Peter Claussen arrived in East Berlin for his second post with the US Foreign Service in 1987 just weeks after Ronald Reagan delivered his famous “Mr. Gorbachev, tear down this wall” speech.
For the next three years, he worked as the Deputy Public Affairs Officer for what was then called the US Information Agency, arranging cultural and educational exchanges. He also witnessed the fall of the Berlin Wall and the tumult that followed.
The 60-year-old later served at posts in Washington D.C., Karachi, Islamabad, Colombo and Kenya, before returning as the Cultural Attaché in Berlin for three years until he recently moved on to Abuja, Nigeria. The Local spoke with Claussen about his memories of East Berlin.
Would you describe any of the public diplomacy work or cultural programmes you proposed as edgy or objectionable to East German authorities?
Not on the face of it. We were essentially looking for cracks in the façade – organisations, institutes, offices or schools that seemed more amenable to the kinds of things we had to offer.
How closely connected with intelligence gathering was this?
It’s a fine line, but in the organisation I was working for there was a very strict line between that and the kind of cultural work we were doing – it was deliberate, there was nothing clandestine about it. That was part of being a cultural diplomat – to establish clearly and convincingly that this is what you did for a living, and not the other.
Were the people you were in contact with at risk for government suspicion?
When we were working at the Leipzig Book Fair we sought contacts who were interested in the books we offered, for instance. It was not acceptable for East German citizens to have contacts with foreign diplomats, except for those assigned to do so. We had to make clear that they knew what the risks were in engaging with us. On the other hand we did not turn it off if it came to us. And I think that got our official contacts in the GDR government a little grumpy. They wanted us to play by their rules and we didn’t quite feel the necessity.

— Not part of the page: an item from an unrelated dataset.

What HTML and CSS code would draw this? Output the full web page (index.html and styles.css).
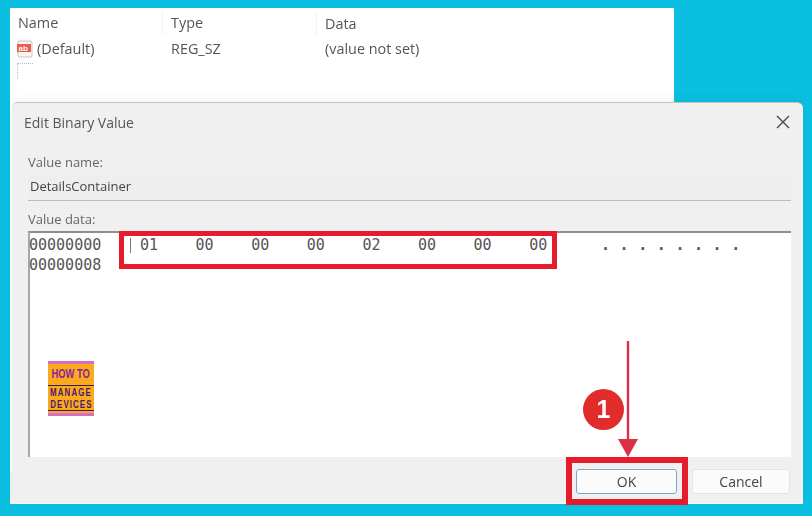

Were you under surveillance by the Stasi?
Have you seen the files?
Yes. They got it wrong more often than not. We assumed that the surveillance was omnipresent. We were advised to look over our shoulders. In my files there was a lot of detail about my comings and goings, but then there was a narrative overlay that was wrong.
Did you ever feel you were going to be detained?
No, that was the real joy of the job. There was a certain degree of immunity. The intimidation lessened before I got there. Diplomats there before I arrived were telling much different stories about obvious intrusions into their private space – like coming home and finding that someone had used their toilet and didn’t flush, and tacky stuff like that. Or it would be Christmas morning and the favoured toy for their kid was broken. We knew the apartments were bugged, but we lived our life knowing that was there.
Did you anticipate the fall of the Berlin Wall?
It was a very busy time. Tracking ‘who’s in charge now’ and all of that analysis made life very complicated for us. Did we see what was coming? No, of course not. When you’re assigned to a country that’s your reason for being there. Imagining that your daily way of life can suddenly vanish is beyond the capacity of most people.
But was it something the embassy was working for?
We were trying to encourage the liberalising elements within the society. We were trying to do what President Reagan said by figuring out ways to perforate the wall – with a speaker that was more liberal, with a poet or a songwriter. With people whose range and contacts would bring us in touch with people among the anti-government forces within the country.
What were you doing the day the Wall fell?
It was a regular work day with lots of things going on. I was at home at nine or 10 in the evening when I noticed from my balcony on Leipzigerstrasse that there was a long line of people stretching down the street from Checkpoint Charlie, the border crossing. There’d been some phone calls going around, and I’d seen the Günter Schabowski clip from the press conference on TV but was trying to figure out what was going on, so I called an East German friend of mine and said, ‘I think the Wall is coming down, why don’t you come over here.’ There was a still a long line and I didn’t have any patience for that so I used my diplomatic pass and walked us to the front of the long line and he and I walked into West Berlin that evening.
How did you feel?
I was astonished. It was like being in a strange street carnival. The next day I walked out with a crowd and then back in without having to flash and ID, and that was for me that the moment it ceased to exist.
Do you understand Ostalgie? Nostalgia for the East 20 years later?
I think I do. It is that there is a certain familiarity with the place that you grew up that is hard to convey, but when you meet someone who shares it you have a common touchstone. In this case there isn’t even a place to go back to, though.
How do you deal with what happened 20 years ago, how do you reconcile that life no longer looks like that? What happens to that world when it’s gone? That creates this Ostalgie. It’s something that we all experience in our lives whether the country closes up behind us or not.